→ **Exercise description**:
Output every entry exactly as given.

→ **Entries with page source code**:
# # #
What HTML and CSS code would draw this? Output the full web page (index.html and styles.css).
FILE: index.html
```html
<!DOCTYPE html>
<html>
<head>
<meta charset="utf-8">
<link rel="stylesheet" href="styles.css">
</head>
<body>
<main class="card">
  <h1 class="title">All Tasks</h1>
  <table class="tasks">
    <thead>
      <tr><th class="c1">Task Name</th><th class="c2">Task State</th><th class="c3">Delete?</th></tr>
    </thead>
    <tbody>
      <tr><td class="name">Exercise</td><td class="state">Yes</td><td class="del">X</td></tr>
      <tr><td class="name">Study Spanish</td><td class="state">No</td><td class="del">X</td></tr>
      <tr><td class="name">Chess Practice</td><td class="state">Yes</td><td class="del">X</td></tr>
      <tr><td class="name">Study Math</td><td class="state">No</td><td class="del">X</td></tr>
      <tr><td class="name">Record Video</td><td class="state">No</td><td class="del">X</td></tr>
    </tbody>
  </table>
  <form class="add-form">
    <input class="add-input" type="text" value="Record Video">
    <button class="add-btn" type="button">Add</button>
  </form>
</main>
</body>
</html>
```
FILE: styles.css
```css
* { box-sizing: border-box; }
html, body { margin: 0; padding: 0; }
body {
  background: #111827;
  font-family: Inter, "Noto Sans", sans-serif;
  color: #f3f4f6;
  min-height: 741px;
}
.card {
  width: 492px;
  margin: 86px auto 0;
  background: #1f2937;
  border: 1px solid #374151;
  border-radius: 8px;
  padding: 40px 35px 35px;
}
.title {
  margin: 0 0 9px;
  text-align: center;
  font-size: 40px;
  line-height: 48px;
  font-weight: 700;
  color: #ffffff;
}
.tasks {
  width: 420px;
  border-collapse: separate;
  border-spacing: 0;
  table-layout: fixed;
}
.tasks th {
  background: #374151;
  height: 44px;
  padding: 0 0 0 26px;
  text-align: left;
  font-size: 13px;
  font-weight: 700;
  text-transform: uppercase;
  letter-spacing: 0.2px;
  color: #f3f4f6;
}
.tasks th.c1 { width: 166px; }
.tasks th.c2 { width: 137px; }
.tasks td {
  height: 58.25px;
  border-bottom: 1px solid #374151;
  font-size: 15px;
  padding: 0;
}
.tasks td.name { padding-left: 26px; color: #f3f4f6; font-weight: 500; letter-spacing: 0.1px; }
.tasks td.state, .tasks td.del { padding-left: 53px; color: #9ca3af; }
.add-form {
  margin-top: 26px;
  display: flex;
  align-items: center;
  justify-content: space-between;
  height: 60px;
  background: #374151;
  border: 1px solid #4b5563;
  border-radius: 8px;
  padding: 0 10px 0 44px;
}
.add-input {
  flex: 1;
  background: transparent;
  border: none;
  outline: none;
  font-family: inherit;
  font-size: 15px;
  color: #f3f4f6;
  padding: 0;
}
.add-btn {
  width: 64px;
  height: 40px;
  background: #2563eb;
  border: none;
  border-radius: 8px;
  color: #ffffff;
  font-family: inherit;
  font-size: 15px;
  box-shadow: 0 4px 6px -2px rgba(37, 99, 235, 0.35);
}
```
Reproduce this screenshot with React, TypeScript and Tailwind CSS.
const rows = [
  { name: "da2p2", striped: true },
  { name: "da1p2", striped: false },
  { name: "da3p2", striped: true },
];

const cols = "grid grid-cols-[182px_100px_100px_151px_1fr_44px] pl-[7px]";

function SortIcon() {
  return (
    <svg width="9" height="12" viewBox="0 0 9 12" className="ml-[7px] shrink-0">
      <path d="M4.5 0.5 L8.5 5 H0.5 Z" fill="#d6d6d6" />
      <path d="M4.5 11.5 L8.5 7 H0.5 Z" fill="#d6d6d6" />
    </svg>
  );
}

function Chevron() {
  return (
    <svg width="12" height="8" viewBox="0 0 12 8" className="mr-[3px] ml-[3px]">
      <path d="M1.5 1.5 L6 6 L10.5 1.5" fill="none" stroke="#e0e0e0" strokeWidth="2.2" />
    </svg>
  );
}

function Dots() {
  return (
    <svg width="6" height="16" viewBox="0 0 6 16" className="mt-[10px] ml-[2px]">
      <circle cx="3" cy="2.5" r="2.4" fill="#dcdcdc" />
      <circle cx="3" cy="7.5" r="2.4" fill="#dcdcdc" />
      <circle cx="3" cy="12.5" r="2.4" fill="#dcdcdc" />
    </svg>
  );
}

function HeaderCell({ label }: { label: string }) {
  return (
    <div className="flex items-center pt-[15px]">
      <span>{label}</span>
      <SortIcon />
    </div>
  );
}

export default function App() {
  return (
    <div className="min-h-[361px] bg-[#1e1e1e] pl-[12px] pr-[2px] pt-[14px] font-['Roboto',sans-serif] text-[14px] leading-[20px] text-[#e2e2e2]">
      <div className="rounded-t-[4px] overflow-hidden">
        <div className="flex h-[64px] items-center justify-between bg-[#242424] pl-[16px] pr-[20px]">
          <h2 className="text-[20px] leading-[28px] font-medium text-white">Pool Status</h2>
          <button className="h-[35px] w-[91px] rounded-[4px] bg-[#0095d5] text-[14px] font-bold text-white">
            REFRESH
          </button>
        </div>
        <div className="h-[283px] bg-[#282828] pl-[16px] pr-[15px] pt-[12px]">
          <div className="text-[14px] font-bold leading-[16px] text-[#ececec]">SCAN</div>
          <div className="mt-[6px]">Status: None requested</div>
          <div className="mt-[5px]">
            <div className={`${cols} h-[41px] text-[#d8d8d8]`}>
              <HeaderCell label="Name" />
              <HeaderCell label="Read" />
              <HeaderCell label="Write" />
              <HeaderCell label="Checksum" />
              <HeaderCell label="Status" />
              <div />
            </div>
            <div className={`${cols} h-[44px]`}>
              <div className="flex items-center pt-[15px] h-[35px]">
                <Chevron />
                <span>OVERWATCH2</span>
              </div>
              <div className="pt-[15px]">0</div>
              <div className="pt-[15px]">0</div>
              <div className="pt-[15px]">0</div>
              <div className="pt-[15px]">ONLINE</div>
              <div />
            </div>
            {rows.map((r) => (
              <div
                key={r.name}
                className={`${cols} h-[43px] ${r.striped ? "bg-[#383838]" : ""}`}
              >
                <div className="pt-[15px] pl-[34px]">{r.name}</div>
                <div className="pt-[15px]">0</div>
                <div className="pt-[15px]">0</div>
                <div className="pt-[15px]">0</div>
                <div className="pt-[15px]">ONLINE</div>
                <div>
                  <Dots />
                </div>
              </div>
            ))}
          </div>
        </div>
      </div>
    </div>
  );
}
# # #
→ **In response**:
What HTML and CSS code would draw this? Output the full web page (index.html and styles.css).
FILE: index.html
```html
<!DOCTYPE html>
<html>
<head>
<meta charset="utf-8">
<link rel="stylesheet" href="styles.css">
</head>
<body>
<main class="card">
  <h1 class="title">All Tasks</h1>
  <table class="tasks">
    <thead>
      <tr><th class="c1">Task Name</th><th class="c2">Task State</th><th class="c3">Delete?</th></tr>
    </thead>
    <tbody>
      <tr><td class="name">Exercise</td><td class="state">Yes</td><td class="del">X</td></tr>
      <tr><td class="name">Study Spanish</td><td class="state">No</td><td class="del">X</td></tr>
      <tr><td class="name">Chess Practice</td><td class="state">Yes</td><td class="del">X</td></tr>
      <tr><td class="name">Study Math</td><td class="state">No</td><td class="del">X</td></tr>
      <tr><td class="name">Record Video</td><td class="state">No</td><td class="del">X</td></tr>
    </tbody>
  </table>
  <form class="add-form">
    <input class="add-input" type="text" value="Record Video">
    <button class="add-btn" type="button">Add</button>
  </form>
</main>
</body>
</html>
```
FILE: styles.css
```css
* { box-sizing: border-box; }
html, body { margin: 0; padding: 0; }
body {
  background: #111827;
  font-family: Inter, "Noto Sans", sans-serif;
  color: #f3f4f6;
  min-height: 741px;
}
.card {
  width: 492px;
  margin: 86px auto 0;
  background: #1f2937;
  border: 1px solid #374151;
  border-radius: 8px;
  padding: 40px 35px 35px;
}
.title {
  margin: 0 0 9px;
  text-align: center;
  font-size: 40px;
  line-height: 48px;
  font-weight: 700;
  color: #ffffff;
}
.tasks {
  width: 420px;
  border-collapse: separate;
  border-spacing: 0;
  table-layout: fixed;
}
.tasks th {
  background: #374151;
  height: 44px;
  padding: 0 0 0 26px;
  text-align: left;
  font-size: 13px;
  font-weight: 700;
  text-transform: uppercase;
  letter-spacing: 0.2px;
  color: #f3f4f6;
}
.tasks th.c1 { width: 166px; }
.tasks th.c2 { width: 137px; }
.tasks td {
  height: 58.25px;
  border-bottom: 1px solid #374151;
  font-size: 15px;
  padding: 0;
}
.tasks td.name { padding-left: 26px; color: #f3f4f6; font-weight: 500; letter-spacing: 0.1px; }
.tasks td.state, .tasks td.del { padding-left: 53px; color: #9ca3af; }
.add-form {
  margin-top: 26px;
  display: flex;
  align-items: center;
  justify-content: space-between;
  height: 60px;
  background: #374151;
  border: 1px solid #4b5563;
  border-radius: 8px;
  padding: 0 10px 0 44px;
}
.add-input {
  flex: 1;
  background: transparent;
  border: none;
  outline: none;
  font-family: inherit;
  font-size: 15px;
  color: #f3f4f6;
  padding: 0;
}
.add-btn {
  width: 64px;
  height: 40px;
  background: #2563eb;
  border: none;
  border-radius: 8px;
  color: #ffffff;
  font-family: inherit;
  font-size: 15px;
  box-shadow: 0 4px 6px -2px rgba(37, 99, 235, 0.35);
}
```
Reproduce this screenshot with React, TypeScript and Tailwind CSS.
const rows = [
  { name: "da2p2", striped: true },
  { name: "da1p2", striped: false },
  { name: "da3p2", striped: true },
];

const cols = "grid grid-cols-[182px_100px_100px_151px_1fr_44px] pl-[7px]";

function SortIcon() {
  return (
    <svg width="9" height="12" viewBox="0 0 9 12" className="ml-[7px] shrink-0">
      <path d="M4.5 0.5 L8.5 5 H0.5 Z" fill="#d6d6d6" />
      <path d="M4.5 11.5 L8.5 7 H0.5 Z" fill="#d6d6d6" />
    </svg>
  );
}

function Chevron() {
  return (
    <svg width="12" height="8" viewBox="0 0 12 8" className="mr-[3px] ml-[3px]">
      <path d="M1.5 1.5 L6 6 L10.5 1.5" fill="none" stroke="#e0e0e0" strokeWidth="2.2" />
    </svg>
  );
}

function Dots() {
  return (
    <svg width="6" height="16" viewBox="0 0 6 16" className="mt-[10px] ml-[2px]">
      <circle cx="3" cy="2.5" r="2.4" fill="#dcdcdc" />
      <circle cx="3" cy="7.5" r="2.4" fill="#dcdcdc" />
      <circle cx="3" cy="12.5" r="2.4" fill="#dcdcdc" />
    </svg>
  );
}

function HeaderCell({ label }: { label: string }) {
  return (
    <div className="flex items-center pt-[15px]">
      <span>{label}</span>
      <SortIcon />
    </div>
  );
}

export default function App() {
  return (
    <div className="min-h-[361px] bg-[#1e1e1e] pl-[12px] pr-[2px] pt-[14px] font-['Roboto',sans-serif] text-[14px] leading-[20px] text-[#e2e2e2]">
      <div className="rounded-t-[4px] overflow-hidden">
        <div className="flex h-[64px] items-center justify-between bg-[#242424] pl-[16px] pr-[20px]">
          <h2 className="text-[20px] leading-[28px] font-medium text-white">Pool Status</h2>
          <button className="h-[35px] w-[91px] rounded-[4px] bg-[#0095d5] text-[14px] font-bold text-white">
            REFRESH
          </button>
        </div>
        <div className="h-[283px] bg-[#282828] pl-[16px] pr-[15px] pt-[12px]">
          <div className="text-[14px] font-bold leading-[16px] text-[#ececec]">SCAN</div>
          <div className="mt-[6px]">Status: None requested</div>
          <div className="mt-[5px]">
            <div className={`${cols} h-[41px] text-[#d8d8d8]`}>
              <HeaderCell label="Name" />
              <HeaderCell label="Read" />
              <HeaderCell label="Write" />
              <HeaderCell label="Checksum" />
              <HeaderCell label="Status" />
              <div />
            </div>
            <div className={`${cols} h-[44px]`}>
              <div className="flex items-center pt-[15px] h-[35px]">
                <Chevron />
                <span>OVERWATCH2</span>
              </div>
              <div className="pt-[15px]">0</div>
              <div className="pt-[15px]">0</div>
              <div className="pt-[15px]">0</div>
              <div className="pt-[15px]">ONLINE</div>
              <div />
            </div>
            {rows.map((r) => (
              <div
                key={r.name}
                className={`${cols} h-[43px] ${r.striped ? "bg-[#383838]" : ""}`}
              >
                <div className="pt-[15px] pl-[34px]">{r.name}</div>
                <div className="pt-[15px]">0</div>
                <div className="pt-[15px]">0</div>
                <div className="pt-[15px]">0</div>
                <div className="pt-[15px]">ONLINE</div>
                <div>
                  <Dots />
                </div>
              </div>
            ))}
          </div>
        </div>
      </div>
    </div>
  );
}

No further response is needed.